According to Canadian law, the allegations against Meng do not constitute a crime. The extradition request violates a core principle of Canadian extradition law, Benjamin Howes, vice President of Media Affairs at Huawei, said in a statement it sent to the Global Times on Friday.

"Therefore, the alleged conduct of Meng is not criminal in Canada and she should be released immediately," Howes said.

Meng was arrested on December 1 while traveling from Hong Kong to Mexico via Canada. She posted a $7.5 million bail 10 days later.

Howes further noted that evidence submitted by the US government is insufficient, and the allegations against Meng are baseless, adding that Meng and her lawyers will provide further arguments in future hearings.

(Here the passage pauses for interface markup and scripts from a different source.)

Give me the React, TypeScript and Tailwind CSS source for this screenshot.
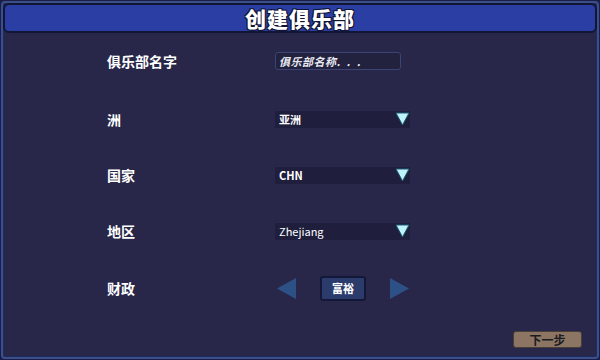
import React from "react";

const font = { fontFamily: '"Noto Sans CJK SC", "Noto Sans", sans-serif' };

function Tri({ dir, className }: { dir: "down" | "left" | "right"; className?: string }) {
  if (dir === "down")
    return (
      <svg width="15" height="14" viewBox="0 0 15 14" className={className}>
        <path d="M1 1 H14 L7.5 13 Z" fill="#bff3fb" stroke="#1e5a73" strokeWidth="1" strokeLinejoin="round" />
      </svg>
    );
  if (dir === "left")
    return (
      <svg width="21" height="23" viewBox="0 0 21 23" className={className}>
        <path d="M20 1 V22 L1 11.5 Z" fill="#2d5186" />
      </svg>
    );
  return (
    <svg width="21" height="23" viewBox="0 0 21 23" className={className}>
      <path d="M1 1 V22 L20 11.5 Z" fill="#2d5186" />
    </svg>
  );
}

function Select({ value, latin }: { value: string; latin?: boolean }) {
  return (
    <div className="flex h-[17px] w-[135px] items-center justify-between bg-[#1f1f3d] pl-[4px] pr-[0px]">
      <span
        className={`text-[11px] leading-none text-white ${latin ? "font-normal" : "font-bold"}`}
        style={font}
      >
        {value}
      </span>
      <Tri dir="down" />
    </div>
  );
}

export default function App() {
  const label = "text-[14px] font-bold leading-none text-white";
  return (
    <div className="h-[360px] w-[600px] overflow-hidden bg-[#1a1d4a] p-[1px]" style={font}>
      <div className="flex h-full w-full flex-col rounded-[4px] border-2 border-[#3b5089] bg-[#282749] shadow-[inset_0_0_0_1px_#1e2a5e]">
        <div className="flex h-[30px] items-center justify-center rounded-[6px] border-2 border-[#111637] bg-[#2a3ea3]">
          <span
            className="text-[21px] font-black leading-none tracking-[1px] text-white"
            style={{ ...font, textShadow: "1px 1px 0 #101430, -1px -1px 0 #101430, 1px -1px 0 #101430, -1px 1px 0 #101430" }}
          >
            创建俱乐部
          </span>
        </div>
        <div className="flex flex-1 flex-col pl-[104px] pt-[18px]">
          <div className="flex h-[20px] items-center">
            <div className={`w-[168px] ${label}`}>俱乐部名字</div>
            <div className="flex h-[18px] w-[126px] items-center rounded-[3px] border border-[#3c4474] bg-[#22223f] pl-[3px]">
              <span className="text-[11px] font-bold italic leading-none tracking-[0.5px] text-[#e8e8f0]">
                俱乐部名称.&nbsp;&nbsp;.&nbsp;&nbsp;.
              </span>
            </div>
          </div>
          <div className="mt-[38px] flex h-[20px] items-center">
            <div className={`w-[168px] ${label}`}>洲</div>
            <Select value="亚洲" />
          </div>
          <div className="mt-[36px] flex h-[20px] items-center">
            <div className={`w-[168px] ${label}`}>国家</div>
            <Select value="CHN" />
          </div>
          <div className="mt-[36px] flex h-[20px] items-center">
            <div className={`w-[168px] ${label}`}>地区</div>
            <Select value="Zhejiang" latin />
          </div>
          <div className="mt-[37px] flex h-[20px] items-center">
            <div className={`w-[168px] ${label}`}>财政</div>
            <div className="flex items-center">
              <Tri dir="left" className="ml-[1px]" />
              <div className="ml-[23px] flex h-[25px] w-[46px] items-center justify-center rounded-[3px] border-2 border-[#141838] bg-[#2b3b6c]">
                <span className="text-[11px] font-bold leading-none text-white">富裕</span>
              </div>
              <Tri dir="right" className="ml-[23px]" />
            </div>
          </div>
          <div className="mt-auto mb-[9px] flex justify-end pr-[15px]">
            <div className="flex h-[17px] w-[69px] items-center justify-center rounded-[3px] border border-[#4a3f36] bg-[#8c7562]">
              <span className="text-[12px] font-bold leading-none text-[#1b1b22]">下一步</span>
            </div>
          </div>
        </div>
      </div>
    </div>
  );
}
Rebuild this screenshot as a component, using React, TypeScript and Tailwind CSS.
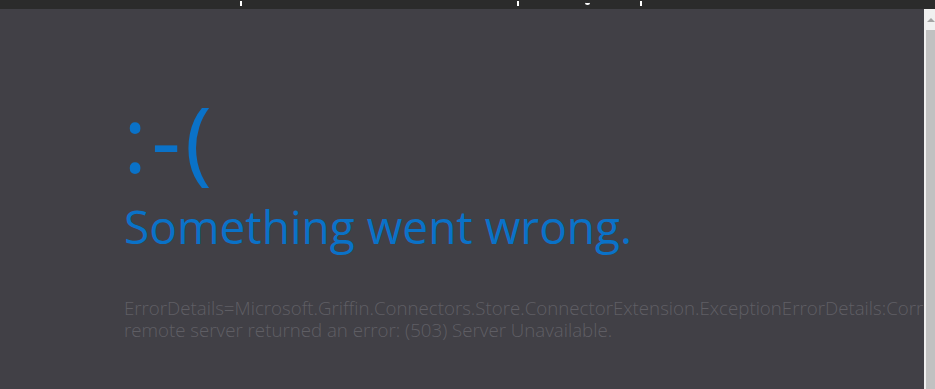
import React from "react";

const App: React.FC = () => {
  return (
    <div className="flex flex-col h-[389px] w-[935px] overflow-hidden bg-[#414046]" style={{ fontFamily: '"Open Sans", "Noto Sans", sans-serif' }}>
      {/* top strip with clipped title */}
      <div className="relative h-[9px] bg-[#2b2b2b] shrink-0">
        <span className="absolute left-[240px] top-[1px] w-[2px] h-[5px] bg-white" />
        <span className="absolute left-[517px] top-[1px] w-[2px] h-[5px] bg-white" />
        <span className="absolute left-[585px] top-[0px] w-[5px] h-[5px] rounded-b-full border-b-2 border-white" />
        <span className="absolute left-[640px] top-[1px] w-[2px] h-[5px] bg-white" />
      </div>

      <div className="flex flex-1 min-h-0">
        <main className="flex-1 min-w-0 overflow-hidden pl-[124px] pt-[73px]">
          <div className="text-[#0a72c8] text-[92px] font-normal leading-[112px] tracking-[4px] -ml-[1px]">:-(</div>
          <h1 className="text-[#0a72c8] text-[46px] font-normal leading-[56px] mt-[4px] whitespace-nowrap">
            Something went wrong.
          </h1>
          <div className="mt-[43px] text-[#5f5e64] text-[18.7px] font-light leading-[22px]">
            <p className="whitespace-nowrap">
              ErrorDetails=Microsoft.Griffin.Connectors.Store.ConnectorExtension.ExceptionErrorDetails:CorrelationId, The
            </p>
            <p className="whitespace-nowrap">remote server returned an error: (503) Server Unavailable.</p>
          </div>
        </main>

        {/* scrollbar */}
        <div className="w-[11px] shrink-0 flex flex-col bg-[#c1c1c1] border-l-2 border-[#f0f0f0]">
          <div className="h-[21px] bg-[#f0f0f0] flex items-center justify-center">
            <div className="w-0 h-0 border-l-[4px] border-r-[4px] border-b-[4px] border-l-transparent border-r-transparent border-b-[#a3a3a3]" />
          </div>
          <div className="flex-1" />
        </div>
      </div>
    </div>
  );
};

export default App;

The spokesman also said that the case was guided by "political and financial considerations," thus they will apply to the court for a stay of the extradition proceedings as an abuse of process.

Reuters reported that Meng's lawyers are seeking a stay of extradition proceedings on several grounds, including allegations that Canadian Border Services Agency (CBSA) officers delayed Meng's arrest to search for evidence under the guise of a routine immigration check before she was arrested by the Royal Canadian Mounted Police (RCMP).

China-Canada relations have been strained over Canada's arrest of Meng on behalf of the US and its decision to commence her extradition. Chinese experts also warned that bilateral ties could further deteriorate if Meng's case is not properly settled. 

The latest on Meng's case also comes amid the US global ban on Huawei, the Chinese tech giant, and an escalating trade war between China and the US, the world's two largest economies.